◆ **Data block**
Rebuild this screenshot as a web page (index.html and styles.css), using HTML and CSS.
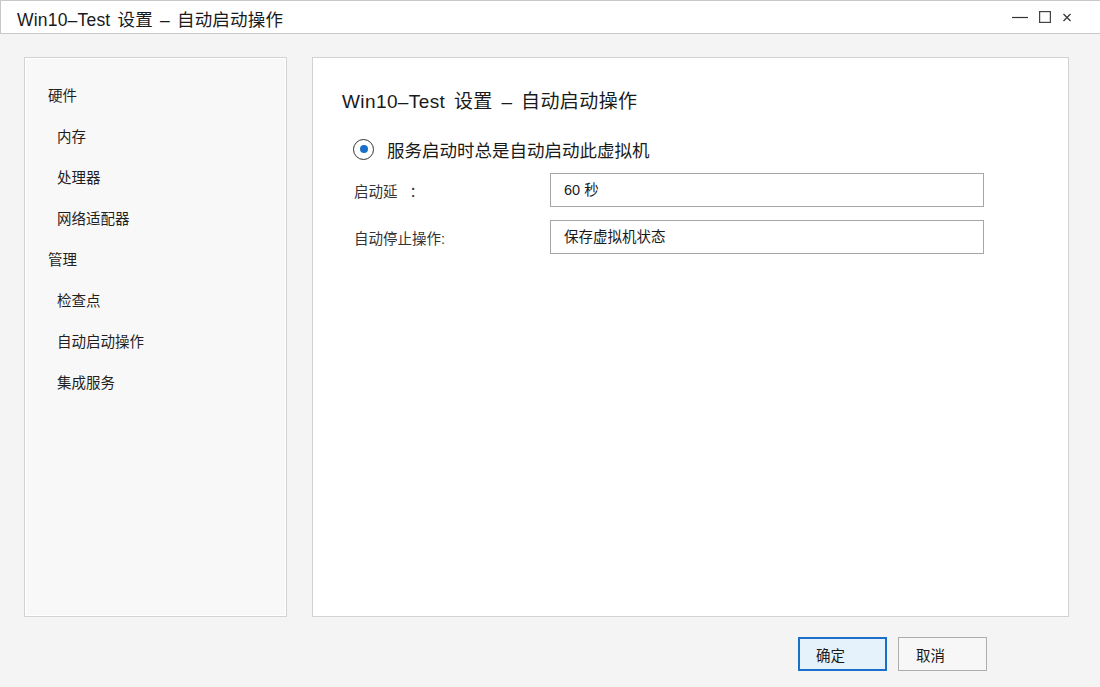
FILE: index.html
```html
<!DOCTYPE html>
<html lang="zh-CN">
<head>
    <meta charset="UTF-8">
    <title>Win10-Test 设置 - 自动启动操作</title>
    <link rel="stylesheet" href="styles.css">
</head>
<body>
    <div class="titlebar">
        <span class="title">Win10–Test 设置 – 自动启动操作</span>
        <div class="controls">
            <svg class="ctl" width="16" height="12" viewBox="0 0 16 12"><line x1="0" y1="6.5" x2="16" y2="6.5" stroke="#333" stroke-width="1.2"/></svg>
            <svg class="ctl" width="12" height="12" viewBox="0 0 12 12"><rect x="0.6" y="0.6" width="10.8" height="10.8" fill="none" stroke="#444" stroke-width="1.2"/></svg>
            <svg class="ctl" width="10" height="12" viewBox="0 0 10 12"><path d="M1.5 3 L8.5 10 M8.5 3 L1.5 10" stroke="#333" stroke-width="1.2"/></svg>
        </div>
    </div>

    <div class="main">
        <div class="sidebar">
            <div class="nav-group">硬件</div>
            <div class="nav-item">内存</div>
            <div class="nav-item">处理器</div>
            <div class="nav-item">网络适配器</div>
            <div class="nav-group">管理</div>
            <div class="nav-item">检查点</div>
            <div class="nav-item">自动启动操作</div>
            <div class="nav-item">集成服务</div>
        </div>

        <div class="content">
            <h2 class="heading">Win10–Test 设置 – 自动启动操作</h2>
            <label class="radio-row">
                <span class="radio"><span class="dot"></span></span>
                <span>服务启动时总是自动启动此虚拟机</span>
            </label>
            <div class="form-row">
                <span class="label">启动延&nbsp;&nbsp;&nbsp;：</span>
                <div class="field">60 秒</div>
            </div>
            <div class="form-row">
                <span class="label">自动停止操作:</span>
                <div class="field">保存虚拟机状态</div>
            </div>
        </div>
    </div>

    <div class="footer">
        <button class="btn primary">确定</button>
        <button class="btn">取消</button>
    </div>
</body>
</html>
```

FILE: styles.css
```css
body {
    margin: 0;
    width: 1100px;
    height: 687px;
    overflow: hidden;
    background: #f4f4f4;
    color: #1c1c1c;
    font-family: "Liberation Sans", "Noto Sans CJK SC", sans-serif;
}

.titlebar {
    height: 32px;
    background: #fff;
    border-top: 1px solid #c8c8c8;
    border-left: 1px solid #c8c8c8;
    border-bottom: 1px solid #c8c8c8;
    display: flex;
    align-items: center;
    justify-content: space-between;
    padding: 0 28px 0 16px;
}

.title {
    font-size: 17.5px;
    letter-spacing: 0.2px;
    word-spacing: 2px;
    color: #1a1a1a;
    padding-top: 2px;
}

.controls {
    display: flex;
    align-items: center;
    gap: 11px;
}

.ctl {
    display: block;
}

.main {
    display: flex;
    gap: 25px;
    padding: 23px 0 0 24px;
}

.sidebar {
    width: 261px;
    height: 540px;
    background: #f8f8f8;
    border: 1px solid #d2d2d2;
    box-shadow: inset 0 0 0 1px #fff;
    padding-top: 18px;
}

.nav-group,
.nav-item {
    height: 41px;
    line-height: 41px;
    font-size: 14.5px;
    color: #1f1f1f;
}

.nav-group {
    padding-left: 23px;
}

.nav-item {
    padding-left: 32px;
}

.content {
    width: 726px;
    height: 528px;
    background: #fff;
    border: 1px solid #d2d2d2;
    padding: 30px 0 0 29px;
}

.heading {
    margin: 0;
    font-size: 19px;
    font-weight: normal;
    letter-spacing: 0.4px;
    word-spacing: 3px;
    line-height: 26px;
    color: #1a1a1a;
    padding-top: 1px;
}

.radio-row {
    display: flex;
    align-items: center;
    height: 24px;
    margin: 22px 0 12px 11px;
    font-size: 17.5px;
    color: #1a1a1a;
}

.radio {
    width: 19px;
    height: 19px;
    border: 1px solid #333;
    border-radius: 50%;
    display: flex;
    align-items: center;
    justify-content: center;
    margin-right: 13px;
}

.dot {
    width: 8px;
    height: 8px;
    border-radius: 50%;
    background: #1a6fc9;
}

.form-row {
    display: flex;
    align-items: center;
    margin-bottom: 13px;
    padding-left: 12px;
    font-size: 14.5px;
}

.label {
    width: 196px;
    color: #333;
}

.field {
    width: 419px;
    height: 32px;
    line-height: 32px;
    border: 1px solid #a6a6a6;
    padding-left: 13px;
    color: #1a1a1a;
}

.footer {
    display: flex;
    justify-content: flex-end;
    gap: 11px;
    padding: 20px 113px 0 0;
}

.btn {
    width: 89px;
    height: 34px;
    font-family: "Liberation Sans", "Noto Sans CJK SC", sans-serif;
    font-size: 14.5px;
    text-align: left;
    padding: 0 0 0 17px;
    background: #f7f7f7;
    border: 1px solid #adadad;
    color: #1a1a1a;
}

.btn.primary {
    background: #e5f1fb;
    border: 2px solid #1a6fc9;
    padding-left: 16px;
}
```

◆ **Goal**
Return to the listing above and set it down exactly, leaving out its pictures.

◆ **Complete answer**
Rebuild this screenshot as a web page (index.html and styles.css), using HTML and CSS.
FILE: index.html
```html
<!DOCTYPE html>
<html lang="zh-CN">
<head>
    <meta charset="UTF-8">
    <title>Win10-Test 设置 - 自动启动操作</title>
    <link rel="stylesheet" href="styles.css">
</head>
<body>
    <div class="titlebar">
        <span class="title">Win10–Test 设置 – 自动启动操作</span>
        <div class="controls">
            <svg class="ctl" width="16" height="12" viewBox="0 0 16 12"><line x1="0" y1="6.5" x2="16" y2="6.5" stroke="#333" stroke-width="1.2"/></svg>
            <svg class="ctl" width="12" height="12" viewBox="0 0 12 12"><rect x="0.6" y="0.6" width="10.8" height="10.8" fill="none" stroke="#444" stroke-width="1.2"/></svg>
            <svg class="ctl" width="10" height="12" viewBox="0 0 10 12"><path d="M1.5 3 L8.5 10 M8.5 3 L1.5 10" stroke="#333" stroke-width="1.2"/></svg>
        </div>
    </div>

    <div class="main">
        <div class="sidebar">
            <div class="nav-group">硬件</div>
            <div class="nav-item">内存</div>
            <div class="nav-item">处理器</div>
            <div class="nav-item">网络适配器</div>
            <div class="nav-group">管理</div>
            <div class="nav-item">检查点</div>
            <div class="nav-item">自动启动操作</div>
            <div class="nav-item">集成服务</div>
        </div>

        <div class="content">
            <h2 class="heading">Win10–Test 设置 – 自动启动操作</h2>
            <label class="radio-row">
                <span class="radio"><span class="dot"></span></span>
                <span>服务启动时总是自动启动此虚拟机</span>
            </label>
            <div class="form-row">
                <span class="label">启动延&nbsp;&nbsp;&nbsp;：</span>
                <div class="field">60 秒</div>
            </div>
            <div class="form-row">
                <span class="label">自动停止操作:</span>
                <div class="field">保存虚拟机状态</div>
            </div>
        </div>
    </div>

    <div class="footer">
        <button class="btn primary">确定</button>
        <button class="btn">取消</button>
    </div>
</body>
</html>
```

FILE: styles.css
```css
body {
    margin: 0;
    width: 1100px;
    height: 687px;
    overflow: hidden;
    background: #f4f4f4;
    color: #1c1c1c;
    font-family: "Liberation Sans", "Noto Sans CJK SC", sans-serif;
}

.titlebar {
    height: 32px;
    background: #fff;
    border-top: 1px solid #c8c8c8;
    border-left: 1px solid #c8c8c8;
    border-bottom: 1px solid #c8c8c8;
    display: flex;
    align-items: center;
    justify-content: space-between;
    padding: 0 28px 0 16px;
}

.title {
    font-size: 17.5px;
    letter-spacing: 0.2px;
    word-spacing: 2px;
    color: #1a1a1a;
    padding-top: 2px;
}

.controls {
    display: flex;
    align-items: center;
    gap: 11px;
}

.ctl {
    display: block;
}

.main {
    display: flex;
    gap: 25px;
    padding: 23px 0 0 24px;
}

.sidebar {
    width: 261px;
    height: 540px;
    background: #f8f8f8;
    border: 1px solid #d2d2d2;
    box-shadow: inset 0 0 0 1px #fff;
    padding-top: 18px;
}

.nav-group,
.nav-item {
    height: 41px;
    line-height: 41px;
    font-size: 14.5px;
    color: #1f1f1f;
}

.nav-group {
    padding-left: 23px;
}

.nav-item {
    padding-left: 32px;
}

.content {
    width: 726px;
    height: 528px;
    background: #fff;
    border: 1px solid #d2d2d2;
    padding: 30px 0 0 29px;
}

.heading {
    margin: 0;
    font-size: 19px;
    font-weight: normal;
    letter-spacing: 0.4px;
    word-spacing: 3px;
    line-height: 26px;
    color: #1a1a1a;
    padding-top: 1px;
}

.radio-row {
    display: flex;
    align-items: center;
    height: 24px;
    margin: 22px 0 12px 11px;
    font-size: 17.5px;
    color: #1a1a1a;
}

.radio {
    width: 19px;
    height: 19px;
    border: 1px solid #333;
    border-radius: 50%;
    display: flex;
    align-items: center;
    justify-content: center;
    margin-right: 13px;
}

.dot {
    width: 8px;
    height: 8px;
    border-radius: 50%;
    background: #1a6fc9;
}

.form-row {
    display: flex;
    align-items: center;
    margin-bottom: 13px;
    padding-left: 12px;
    font-size: 14.5px;
}

.label {
    width: 196px;
    color: #333;
}

.field {
    width: 419px;
    height: 32px;
    line-height: 32px;
    border: 1px solid #a6a6a6;
    padding-left: 13px;
    color: #1a1a1a;
}

.footer {
    display: flex;
    justify-content: flex-end;
    gap: 11px;
    padding: 20px 113px 0 0;
}

.btn {
    width: 89px;
    height: 34px;
    font-family: "Liberation Sans", "Noto Sans CJK SC", sans-serif;
    font-size: 14.5px;
    text-align: left;
    padding: 0 0 0 17px;
    background: #f7f7f7;
    border: 1px solid #adadad;
    color: #1a1a1a;
}

.btn.primary {
    background: #e5f1fb;
    border: 2px solid #1a6fc9;
    padding-left: 16px;
}
```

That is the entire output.